Under the Republican plan, if the GOP presidential nominee carries the GOP-leaning districts but Obama carries the state, the GOP nominee would get 12 electoral votes out of Pennsylvania, but Obama would only get eight—six for winning the blue districts, and two (representing the state's two senators) for carrying the state. This would have an effect equivalent to flipping a small winner-take-all state—say, Nevada, which has six electoral votes—from blue to red. And Republicans wouldn't even have to do any extra campaigning or spend any extra advertising dollars to do it.

Nebraska and Maine already have the system the Pennsylvania GOP is pushing. But the two states' small electoral vote values mean it's actually mathematically impossible for a candidate to win the popular vote there but lose the electoral vote, says Akhil Reed Amar, a constitutional law professor at Yale University. Pennsylvania, however, is a different story: "It might be very likely to happen in [Pennsylvania], and that's what makes this something completely new under the sun," Amar says. "It's something that no previous legislature in America since the Civil War has ever had the audacity to impose."


And it's not just Pennsylvania.

It doesn't necessarily end there. After their epic sweep of state legislative and gubernatorial races in 2010, Republicans also have total political control of Michigan, Ohio, and Wisconsin, three other big states that traditionally go Democratic and went for Obama in 2012. Implementing a Pennsylvania-style system in those three places—in Ohio, for example, Democrats anticipate controlling just 4 or 5 of the state's 16 congressional districts—could offset Obama wins in states where he has expanded the electoral map, like Virginia, North Carolina, Colorado, or New Mexico. "If all these rust belt folks get together and make this happen that could be really dramatic," says Carolyn Fiddler, a spokeswoman for the Democratic Legislative Campaign Committee, which coordinates state political races for the Dems.
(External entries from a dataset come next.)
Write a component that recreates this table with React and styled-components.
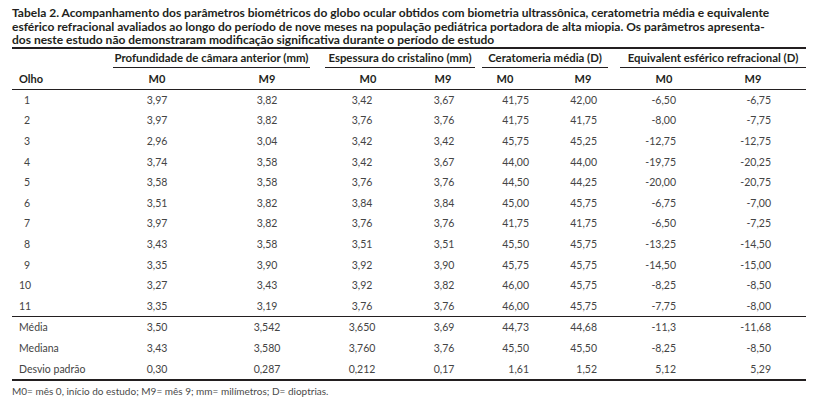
import React from 'react';
import styled, { createGlobalStyle } from 'styled-components';

const GlobalStyle = createGlobalStyle`
  html, body {
    margin: 0;
    padding: 0;
    background: #ffffff;
  }
  body {
    font-family: Lato, "Open Sans", sans-serif;
    color: #231f20;
  }
`;

// column widths sum to 794 (x 12 -> 806)
const COLUMNS = '100px 100px 110px 80px 78px 60px 70px 100px 96px';

// where the values sit in each column
const dataCols = [
  { align: 'left', pl: 7, pr: 0 },
  { align: 'center', pl: 0, pr: 10 },
  { align: 'center', pl: 0, pr: 0 },
  { align: 'center', pl: 0, pr: 0 },
  { align: 'center', pl: 6, pr: 0 },
  { align: 'right', pl: 0, pr: 11 },
  { align: 'right', pl: 0, pr: 13 },
  { align: 'right', pl: 0, pr: 34 },
  { align: 'right', pl: 0, pr: 35 },
];

const headCols = [
  { align: 'left', pl: 7, pr: 0 },
  { align: 'center', pl: 0, pr: 10 },
  { align: 'center', pl: 0, pr: 0 },
  { align: 'center', pl: 12, pr: 0 },
  { align: 'center', pl: 4, pr: 0 },
  { align: 'center', pl: 0, pr: 10 },
  { align: 'center', pl: 16, pr: 0 },
  { align: 'center', pl: 8, pr: 0 },
  { align: 'center', pl: 0, pr: 10 },
];

const groups = [
  { label: 'Profundidade de câmara anterior (mm)', span: '2 / 4', ml: 1, mr: 12 },
  { label: 'Espessura do cristalino (mm)', span: '4 / 6', ml: 3, mr: 5 },
  { label: 'Ceratomeria média (D)', span: '6 / 8', ml: 2, mr: 2 },
  { label: 'Equivalent esférico refracional (D)', span: '8 / 10', ml: 10, mr: 0 },
];

const rows = [
  ['1', '3,97', '3,82', '3,42', '3,67', '41,75', '42,00', '-6,50', '-6,75'],
  ['2', '3,97', '3,82', '3,76', '3,76', '41,75', '41,75', '-8,00', '-7,75'],
  ['3', '2,96', '3,04', '3,42', '3,42', '45,75', '45,25', '-12,75', '-12,75'],
  ['4', '3,74', '3,58', '3,42', '3,67', '44,00', '44,00', '-19,75', '-20,25'],
  ['5', '3,58', '3,58', '3,76', '3,76', '44,50', '44,25', '-20,00', '-20,75'],
  ['6', '3,51', '3,82', '3,84', '3,84', '45,00', '45,75', '-6,75', '-7,00'],
  ['7', '3,97', '3,82', '3,76', '3,76', '41,75', '41,75', '-6,50', '-7,25'],
  ['8', '3,43', '3,58', '3,51', '3,51', '45,50', '45,75', '-13,25', '-14,50'],
  ['9', '3,35', '3,90', '3,92', '3,90', '45,75', '45,75', '-14,50', '-15,00'],
  ['10', '3,27', '3,43', '3,92', '3,82', '46,00', '45,75', '-8,25', '-8,50'],
  ['11', '3,35', '3,19', '3,76', '3,76', '46,00', '45,75', '-7,75', '-8,00'],
];

const stats = [
  ['Média', '3,50', '3,542', '3,650', '3,69', '44,73', '44,68', '-11,3', '-11,68'],
  ['Mediana', '3,43', '3,580', '3,760', '3,76', '45,50', '45,50', '-8,25', '-8,50'],
  ['Desvio padrão', '0,30', '0,287', '0,212', '0,17', '1,61', '1,52', '5,12', '5,29'],
];

const App = () => {
  return (
    <Page>
      <GlobalStyle />
      <Caption>
        Tabela 2. Acompanhamento dos parâmetros biométricos do globo ocular obtidos com biometria ultrassônica, ceratometria média e equivalente
        <br />
        esférico refracional avaliados ao longo do período de nove meses na população pediátrica portadora de alta miopia. Os parâmetros apresenta-
        <br />
        dos neste estudo não demonstraram modificação significativa durante o período de estudo
      </Caption>

      <Table>
        <GroupRow>
          {groups.map((g) => (
            <GroupHead key={g.label} style={{ gridColumn: g.span }} $ml={g.ml} $mr={g.mr}>
              {g.label}
            </GroupHead>
          ))}
        </GroupRow>

        <HeadRow>
          {['Olho', 'M0', 'M9', 'M0', 'M9', 'M0', 'M9', 'M0', 'M9'].map((h, i) => (
            <HeadCell key={i} {...colProps(headCols[i])}>
              {h}
            </HeadCell>
          ))}
        </HeadRow>

        {rows.map((r, ri) => (
          <DataRow key={r[0]} $rule={ri === rows.length - 1}>
            {r.map((v, i) => (
              <Cell key={i} {...colProps(dataCols[i])}>
                {i === 0 ? <EyeNo>{v}</EyeNo> : v}
              </Cell>
            ))}
          </DataRow>
        ))}

        {stats.map((r) => (
          <DataRow key={r[0]} $tall>
            {r.map((v, i) => (
              <Cell key={i} {...colProps(dataCols[i])}>
                {v}
              </Cell>
            ))}
          </DataRow>
        ))}
      </Table>

      <Footnote>M0= mês 0, início do estudo; M9= mês 9; mm= milímetros; D= dioptrias.</Footnote>
    </Page>
  );
};

const colProps = (c) => ({ $align: c.align, $pl: c.pl, $pr: c.pr });

export default App;

const Page = styled.div`
  width: 794px;
  padding: 6px 11px 0 12px;
`;

const Caption = styled.p`
  margin: 0;
  font-family: Lato, sans-serif;
  font-weight: 700;
  font-size: 12px;
  line-height: 13.5px;
  letter-spacing: 0;
  white-space: nowrap;
  color: #231f20;
`;

const Table = styled.div`
  border-top: 2px solid #231f20;
  border-bottom: 2px solid #231f20;
`;

const GridRow = styled.div`
  display: grid;
  grid-template-columns: ${COLUMNS};
  align-items: center;
`;

const GroupRow = styled(GridRow)`
  height: 19px;
  align-items: stretch;
`;

const GroupHead = styled.div`
  margin: 0 ${(p) => p.$mr}px 0 ${(p) => p.$ml}px;
  border-bottom: 1px solid #231f20;
  font-weight: 700;
  font-size: 11.4px;
  line-height: 18px;
  text-align: center;
  white-space: nowrap;
`;

const HeadRow = styled(GridRow)`
  height: 21px;
  border-bottom: 1px solid #231f20;
`;

const Cell = styled.div`
  text-align: ${(p) => p.$align};
  padding-left: ${(p) => p.$pl}px;
  padding-right: ${(p) => p.$pr}px;
  white-space: nowrap;
  font-size: 10.5px;
  color: #444444;
`;

const HeadCell = styled(Cell)`
  font-weight: 700;
  font-size: 11px;
  color: #231f20;
`;

const DataRow = styled(GridRow)`
  height: ${(p) => (p.$tall ? '20.8px' : '20.6px')};
  border-bottom: ${(p) => (p.$rule ? '1px solid #231f20' : 'none')};
`;

const EyeNo = styled.span`
  display: inline-block;
  min-width: 11px;
  text-align: right;
`;

const Footnote = styled.p`
  margin: 4px 0 0 0;
  font-size: 10px;
  line-height: 12px;
  color: #4a4a4a;
`;
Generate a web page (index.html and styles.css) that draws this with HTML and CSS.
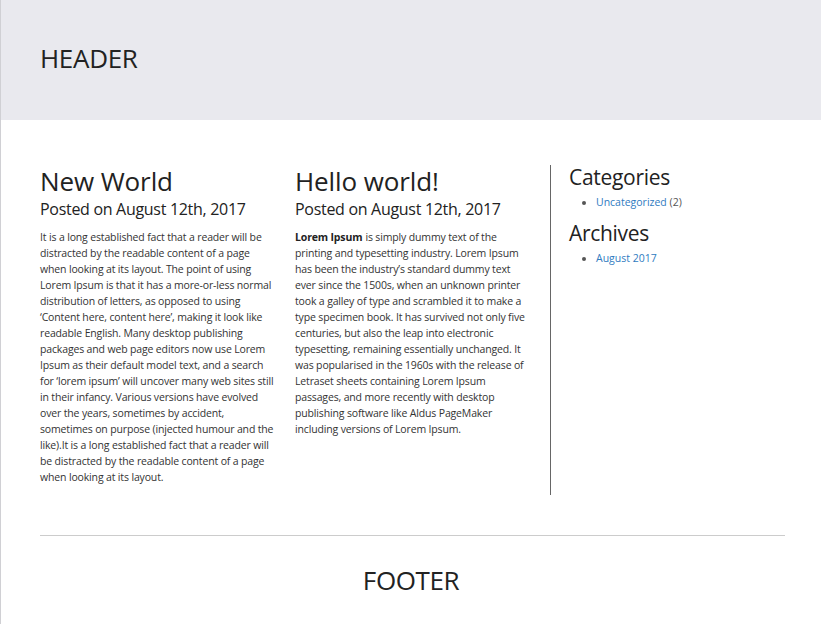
FILE: index.html
```html
<!DOCTYPE html>
<html lang="en">
<head>
<meta charset="utf-8">
<title>Blog</title>
<link rel="stylesheet" href="styles.css">
</head>
<body>
<div class="page">
  <header class="site-header">
    <h1 class="site-title">HEADER</h1>
  </header>
  <main class="content">
    <article class="post">
      <h2 class="post-title">New World</h2>
      <p class="post-meta">Posted on August 12th, 2017</p>
      <p class="post-body">It is a long established fact that a reader will be distracted by the readable content of a page when looking at its layout. The point of using Lorem Ipsum is that it has a more-or-less normal distribution of letters, as opposed to using ‘Content here, content here’, making it look like readable English. Many desktop publishing packages and web page editors now use Lorem Ipsum as their default model text, and a search for ‘lorem ipsum’ will uncover many web sites still in their infancy. Various versions have evolved over the years, sometimes by accident, sometimes on purpose (injected humour and the like).It is a long established fact that a reader will be distracted by the readable content of a page when looking at its layout.</p>
    </article>
    <article class="post">
      <h2 class="post-title">Hello world!</h2>
      <p class="post-meta">Posted on August 12th, 2017</p>
      <p class="post-body"><strong>Lorem Ipsum</strong> is simply dummy text of the printing and typesetting industry. Lorem Ipsum has been the industry’s standard dummy text ever since the 1500s, when an unknown printer took a galley of type and scrambled it to make a type specimen book. It has survived not only five centuries, but also the leap into electronic typesetting, remaining essentially unchanged. It was popularised in the 1960s with the release of Letraset sheets containing Lorem Ipsum passages, and more recently with desktop publishing software like Aldus PageMaker including versions of Lorem Ipsum.</p>
    </article>
    <aside class="sidebar">
      <h3 class="widget-title">Categories</h3>
      <ul class="widget-list">
        <li><a href="#">Uncategorized</a> <span class="count">(2)</span></li>
      </ul>
      <h3 class="widget-title">Archives</h3>
      <ul class="widget-list">
        <li><a href="#">August 2017</a></li>
      </ul>
    </aside>
  </main>
  <footer class="site-footer">
    <p class="footer-text">FOOTER</p>
  </footer>
</div>
</body>
</html>
```

FILE: styles.css
```css
* { box-sizing: border-box; }
html, body { margin: 0; padding: 0; background: #fff; }
body {
  font-family: "Open Sans", "Noto Sans", sans-serif;
  color: #333;
}
.page {
  border-left: 1px solid #d0d0d4;
  min-height: 624px;
}
.site-header {
  background: #e9e9ee;
  height: 120px;
  padding: 0 39px 5px;
  display: flex;
  align-items: center;
}
.site-title {
  margin: 0;
  font-weight: 400;
  font-size: 26px;
  color: #222;
  letter-spacing: -0.3px;
}
.content {
  display: grid;
  grid-template-columns: 235px 235px 1fr;
  column-gap: 20px;
  margin: 45px 36px 0 39px;
  padding-bottom: 40px;
  border-bottom: 1px solid #ccc;
}
.post-title {
  margin: 0;
  font-weight: 400;
  font-size: 26px;
  line-height: 32px;
  color: #222;
  letter-spacing: -0.1px;
}
.post-meta {
  margin: 0 0 8px;
  font-size: 16px;
  line-height: 24px;
  color: #222;
  letter-spacing: -0.3px;
}
.post-body {
  margin: 0;
  font-size: 10.5px;
  line-height: 16px;
  color: #333;
  letter-spacing: -0.15px;
}
.post-body strong {
  font-weight: 700;
  color: #222;
  margin-right: 0.5px;
}
.sidebar {
  border-left: 1px solid #666;
  padding-left: 18px;
  height: 330px;
}
.widget-title {
  margin: -2px 0 2px;
  font-weight: 400;
  font-size: 21px;
  line-height: 28px;
  color: #222;
  letter-spacing: -0.3px;
}
.widget-list {
  margin: 0 0 10px;
  padding-left: 27px;
  font-size: 10.5px;
  line-height: 18px;
  color: #555;
}
.widget-list a { color: #2f7bbf; text-decoration: none; }
.site-footer {
  text-align: center;
  padding-top: 26px;
}
.footer-text {
  margin: 0;
  font-size: 26px;
  color: #222;
  letter-spacing: -0.4px;
}
```
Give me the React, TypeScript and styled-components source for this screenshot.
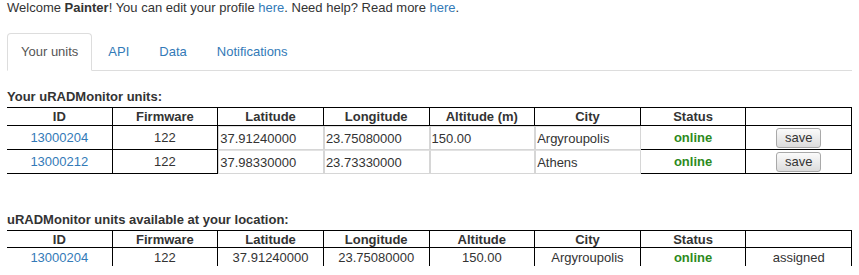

Democrats would not be able to retaliate. The only states that John McCain won where Dems control both houses of the state legislature are Arkansas, Mississippi, and West Virginia. West Virginia is too small for splitting the electoral votes to have much effect, and Mississippi has a Republican governor. That leaves Arkansas, another small state—and one where McCain won every district handily in 2008.

For now, the Democrats'—and Obama's—only real way of fighting back is political. "The political solution if there is one is going to have to come from getting people outraged about this," Amar says. "This is not American fair play, it's a partisan steamroller changing the fundamental rules of the small-d democratic game for purely party advantage. Trying to structure the world so that even the person who wins the state loses the state's electoral vote: that is new under the sun." He adds, "This is big."


The article is actually incorrect on one point: there is a way for cooler heads to fight back from a legal perspective, and that way is to push for the National Popular Vote act to be ratified in states totaling at least 271 electoral votes.

But beyond that, the Republicans know their goose is cooked long-term, from a demographic perspective. Most of the tea party and Fox News base will be gone or senile within a generation. With Latino population growth and unabated GOP racism, Texas will be a blue state within 10-15 years or even sooner. That by itself spells doom for the Republicans at the Presidential level as they are currently constituted. Congress won't be quite as problematic for them and yes, it's true as I have argued before that that doesn't mean permanent majorities for Democrats in a binary system. But the basic demographics do make the road that much tougher for Republicans to take the White House now and on into the future.

Increasingly, the GOP is going to need to turn to blatantly dishonest gimmicks like this to remain viable at a presidential level. But there's a big problem.

If the GOP-controlled "blue states" do this, and if President Obama wins the popular vote by a few million votes and would have won the election under the current rules but "loses" to Rick Perry under the GOP rules, I can practically guarantee mass civil disobedience. It would ignite hot flashes in what is already a cold civil war. In 2000 Democrats took the theft of the election lying down, mostly because the 1990s had been a fairly comical time politically speaking, political tensions except among the activist classes didn't run nearly as high as they do today, and even most Democrats figured that Bush wouldn't be so bad. The sort of acquiescence we saw in 2000 won't happen again. It would be the beginning of the end of the current system.

Unfortunately, the only thing scarier than contemplating riots and a potential 2nd civil war, is what the reaction of a President Rick Perry would be to such a scenario. You don't exactly have to guess.